=== GIVEN EXERCISE ===
Without including any pictures, write out the listing below exactly.

=== MATERIAL PROVIDED ===
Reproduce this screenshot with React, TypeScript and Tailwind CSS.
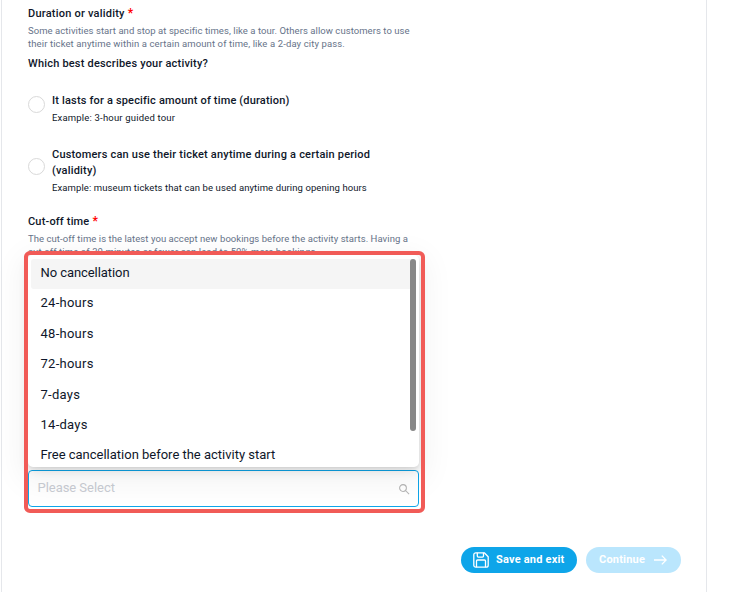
const options = [
  { label: 'No cancellation', spacing: 'tracking-[-0.07px]' },
  { label: '24-hours', spacing: 'tracking-[0.26px]' },
  { label: '48-hours', spacing: 'tracking-[0.26px]' },
  { label: '72-hours', spacing: 'tracking-[0.26px]' },
  { label: '7-days', spacing: 'tracking-[0.26px]' },
  { label: '14-days', spacing: 'tracking-[0.26px]' },
  { label: 'Free cancellation before the activity start', spacing: 'tracking-[-0.01px]' },
];

function Required() {
  return <span className="ml-[3px] text-[12px] font-bold leading-none text-[#ff0000]">*</span>;
}

function SaveIcon() {
  return (
    <svg className="size-4" viewBox="0 0 16 16" fill="none" stroke="currentColor" strokeWidth="1.3" strokeLinejoin="round">
      <path d="M2.8.8h8.5l3.9 4v8.4a2 2 0 0 1-2 2H2.8a2 2 0 0 1-2-2V2.8a2 2 0 0 1 2-2Z" />
      <path d="M4.3.8v3.3a1 1 0 0 0 1 1h4.2a1 1 0 0 0 1-1V.8M3.5 15.2V9a1 1 0 0 1 1-1h7a1 1 0 0 1 1 1v6.2" />
    </svg>
  );
}

function CutoffSelect() {
  return (
    <div className="relative mt-[212px] h-[37px] w-[391px]">
      <div className="flex h-full items-center justify-between rounded-[4px] border border-[#0ea5e9] bg-white pl-[8.5px] pr-[8px]">
        <span className="-mt-[2px] text-[13px] tracking-[-0.04px] text-[#c9ccd3]">Please Select</span>
        <svg className="size-[12px] text-[#b5b5b5]" viewBox="0 0 12 12" fill="none" stroke="currentColor" strokeWidth="1.05">
          <circle cx="5" cy="5" r="3.4" />
          <path d="m7.5 7.5 3.6 3.6" />
        </svg>
      </div>
      <div className="absolute bottom-[40px] left-0 h-[212px] w-[391px] overflow-hidden rounded-[5px] bg-white pl-[3px] pr-[3px] pt-[4px] shadow-[0_4px_11px_rgba(0,0,0,0.09),0_2px_4px_rgba(0,0,0,0.08),0_8px_30px_8px_rgba(0,0,0,0.05)]">
        {options.map((option, i) => (
          <div
            key={option.label}
            className={`flex h-[30.4px] items-center whitespace-nowrap rounded-[3px] pl-[9.5px] pb-[3px] text-[13px] ${option.spacing} ${i === 0 ? 'bg-[#f5f5f5]' : ''}`}
          >
            {option.label}
          </div>
        ))}
        <span className="absolute right-[3px] top-[4px] h-[172px] w-[6px] rounded-full bg-[#888888]" />
      </div>
      <div className="pointer-events-none absolute -left-[4px] -top-[219px] h-[262px] w-[401px] rounded-[6px] border-4 border-[#f15b57]" />
    </div>
  );
}

export default function App() {
  return (
    <div className="h-[592px] w-[732px] overflow-hidden bg-white pl-px font-['Roboto',sans-serif] text-[#0f172a]">
      <main className="flex h-full w-[706px] flex-col border-x border-[#e5e7eb] pl-[26px] pt-[6px]">
        <h2 className="h-4 whitespace-nowrap text-[11px] font-medium leading-4 tracking-[0.22px]">
          Duration or validity<Required />
        </h2>
        <p className="mt-[2px] whitespace-nowrap text-[9.5px] leading-[13px] tracking-[0.06px] text-[#667389]">
          Some activities start and stop at specific times, like a tour. Others allow customers to use
          <br />
          <span className="tracking-[0.11px]">their ticket anytime within a certain amount of time, like a 2-day city pass.</span>
        </p>
        <h3 className="mt-[6px] h-4 text-[11px] font-medium leading-4 tracking-[0.2px]">Which best describes your activity?</h3>

        <div className="mt-[21px] flex items-start gap-[7px]">
          <span className="mt-[3px] size-[17px] shrink-0 rounded-full border border-[#d9d9d9] bg-white" />
          <div className="whitespace-nowrap">
            <div className="text-[11px] font-medium leading-4 tracking-[0.17px]">It lasts for a specific amount of time (duration)</div>
            <div className="mb-px mt-[2px] text-[9.5px] leading-[14px] tracking-[0.18px]">Example: 3-hour guided tour</div>
          </div>
        </div>
        <div className="mt-[21px] flex items-start gap-[7px]">
          <span className="mt-[11px] size-[17px] shrink-0 rounded-full border border-[#d9d9d9] bg-white" />
          <div className="whitespace-nowrap">
            <div className="text-[11px] font-medium leading-4 tracking-[0.2px]">
              Customers can use their ticket anytime during a certain period
              <br />
              (validity)
            </div>
            <div className="mb-px mt-[2px] text-[9.5px] leading-[14px] tracking-[0.09px]">
              Example: museum tickets that can be used anytime during opening hours
            </div>
          </div>
        </div>

        <h2 className="mt-[18px] h-4 whitespace-nowrap text-[11px] font-medium leading-4 tracking-[0.17px]">
          Cut-off time<Required />
        </h2>
        <p className="mt-[3px] whitespace-nowrap text-[9.5px] leading-[12.5px] tracking-[0.06px] text-[#667389]">
          The cut-off time is the latest you accept new bookings before the activity starts. Having a
          <br />
          <span className="tracking-[0.1px]">cut-off time of 30 minutes or fewer can lead to 50% more bookings.</span>
        </p>
        <CutoffSelect />

        <div className="mt-[40px] flex gap-[9px] pl-[433px] text-[11px] font-bold text-white">
          <button className="flex h-[26px] w-[116px] items-center gap-[7px] rounded-full bg-[#0ea5e9] pl-[12px] tracking-[0.2px]">
            <SaveIcon />
            Save and exit
          </button>
          <button className="flex h-[26px] w-[95px] items-center gap-[9px] rounded-full bg-[#bae6fd] pl-[13px] tracking-[0.2px]">
            Continue
            <svg className="h-[10px] w-[13px]" viewBox="0 0 13 10" fill="none" stroke="currentColor" strokeWidth="1.3">
              <path d="M0 5h12M7.8.6 12.2 5 7.8 9.4" />
            </svg>
          </button>
        </div>
      </main>
    </div>
  );
}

=== CORRECT RESPONSE ===
Reproduce this screenshot with React, TypeScript and Tailwind CSS.
const options = [
  { label: 'No cancellation', spacing: 'tracking-[-0.07px]' },
  { label: '24-hours', spacing: 'tracking-[0.26px]' },
  { label: '48-hours', spacing: 'tracking-[0.26px]' },
  { label: '72-hours', spacing: 'tracking-[0.26px]' },
  { label: '7-days', spacing: 'tracking-[0.26px]' },
  { label: '14-days', spacing: 'tracking-[0.26px]' },
  { label: 'Free cancellation before the activity start', spacing: 'tracking-[-0.01px]' },
];

function Required() {
  return <span className="ml-[3px] text-[12px] font-bold leading-none text-[#ff0000]">*</span>;
}

function SaveIcon() {
  return (
    <svg className="size-4" viewBox="0 0 16 16" fill="none" stroke="currentColor" strokeWidth="1.3" strokeLinejoin="round">
      <path d="M2.8.8h8.5l3.9 4v8.4a2 2 0 0 1-2 2H2.8a2 2 0 0 1-2-2V2.8a2 2 0 0 1 2-2Z" />
      <path d="M4.3.8v3.3a1 1 0 0 0 1 1h4.2a1 1 0 0 0 1-1V.8M3.5 15.2V9a1 1 0 0 1 1-1h7a1 1 0 0 1 1 1v6.2" />
    </svg>
  );
}

function CutoffSelect() {
  return (
    <div className="relative mt-[212px] h-[37px] w-[391px]">
      <div className="flex h-full items-center justify-between rounded-[4px] border border-[#0ea5e9] bg-white pl-[8.5px] pr-[8px]">
        <span className="-mt-[2px] text-[13px] tracking-[-0.04px] text-[#c9ccd3]">Please Select</span>
        <svg className="size-[12px] text-[#b5b5b5]" viewBox="0 0 12 12" fill="none" stroke="currentColor" strokeWidth="1.05">
          <circle cx="5" cy="5" r="3.4" />
          <path d="m7.5 7.5 3.6 3.6" />
        </svg>
      </div>
      <div className="absolute bottom-[40px] left-0 h-[212px] w-[391px] overflow-hidden rounded-[5px] bg-white pl-[3px] pr-[3px] pt-[4px] shadow-[0_4px_11px_rgba(0,0,0,0.09),0_2px_4px_rgba(0,0,0,0.08),0_8px_30px_8px_rgba(0,0,0,0.05)]">
        {options.map((option, i) => (
          <div
            key={option.label}
            className={`flex h-[30.4px] items-center whitespace-nowrap rounded-[3px] pl-[9.5px] pb-[3px] text-[13px] ${option.spacing} ${i === 0 ? 'bg-[#f5f5f5]' : ''}`}
          >
            {option.label}
          </div>
        ))}
        <span className="absolute right-[3px] top-[4px] h-[172px] w-[6px] rounded-full bg-[#888888]" />
      </div>
      <div className="pointer-events-none absolute -left-[4px] -top-[219px] h-[262px] w-[401px] rounded-[6px] border-4 border-[#f15b57]" />
    </div>
  );
}

export default function App() {
  return (
    <div className="h-[592px] w-[732px] overflow-hidden bg-white pl-px font-['Roboto',sans-serif] text-[#0f172a]">
      <main className="flex h-full w-[706px] flex-col border-x border-[#e5e7eb] pl-[26px] pt-[6px]">
        <h2 className="h-4 whitespace-nowrap text-[11px] font-medium leading-4 tracking-[0.22px]">
          Duration or validity<Required />
        </h2>
        <p className="mt-[2px] whitespace-nowrap text-[9.5px] leading-[13px] tracking-[0.06px] text-[#667389]">
          Some activities start and stop at specific times, like a tour. Others allow customers to use
          <br />
          <span className="tracking-[0.11px]">their ticket anytime within a certain amount of time, like a 2-day city pass.</span>
        </p>
        <h3 className="mt-[6px] h-4 text-[11px] font-medium leading-4 tracking-[0.2px]">Which best describes your activity?</h3>

        <div className="mt-[21px] flex items-start gap-[7px]">
          <span className="mt-[3px] size-[17px] shrink-0 rounded-full border border-[#d9d9d9] bg-white" />
          <div className="whitespace-nowrap">
            <div className="text-[11px] font-medium leading-4 tracking-[0.17px]">It lasts for a specific amount of time (duration)</div>
            <div className="mb-px mt-[2px] text-[9.5px] leading-[14px] tracking-[0.18px]">Example: 3-hour guided tour</div>
          </div>
        </div>
        <div className="mt-[21px] flex items-start gap-[7px]">
          <span className="mt-[11px] size-[17px] shrink-0 rounded-full border border-[#d9d9d9] bg-white" />
          <div className="whitespace-nowrap">
            <div className="text-[11px] font-medium leading-4 tracking-[0.2px]">
              Customers can use their ticket anytime during a certain period
              <br />
              (validity)
            </div>
            <div className="mb-px mt-[2px] text-[9.5px] leading-[14px] tracking-[0.09px]">
              Example: museum tickets that can be used anytime during opening hours
            </div>
          </div>
        </div>

        <h2 className="mt-[18px] h-4 whitespace-nowrap text-[11px] font-medium leading-4 tracking-[0.17px]">
          Cut-off time<Required />
        </h2>
        <p className="mt-[3px] whitespace-nowrap text-[9.5px] leading-[12.5px] tracking-[0.06px] text-[#667389]">
          The cut-off time is the latest you accept new bookings before the activity starts. Having a
          <br />
          <span className="tracking-[0.1px]">cut-off time of 30 minutes or fewer can lead to 50% more bookings.</span>
        </p>
        <CutoffSelect />

        <div className="mt-[40px] flex gap-[9px] pl-[433px] text-[11px] font-bold text-white">
          <button className="flex h-[26px] w-[116px] items-center gap-[7px] rounded-full bg-[#0ea5e9] pl-[12px] tracking-[0.2px]">
            <SaveIcon />
            Save and exit
          </button>
          <button className="flex h-[26px] w-[95px] items-center gap-[9px] rounded-full bg-[#bae6fd] pl-[13px] tracking-[0.2px]">
            Continue
            <svg className="h-[10px] w-[13px]" viewBox="0 0 13 10" fill="none" stroke="currentColor" strokeWidth="1.3">
              <path d="M0 5h12M7.8.6 12.2 5 7.8 9.4" />
            </svg>
          </button>
        </div>
      </main>
    </div>
  );
}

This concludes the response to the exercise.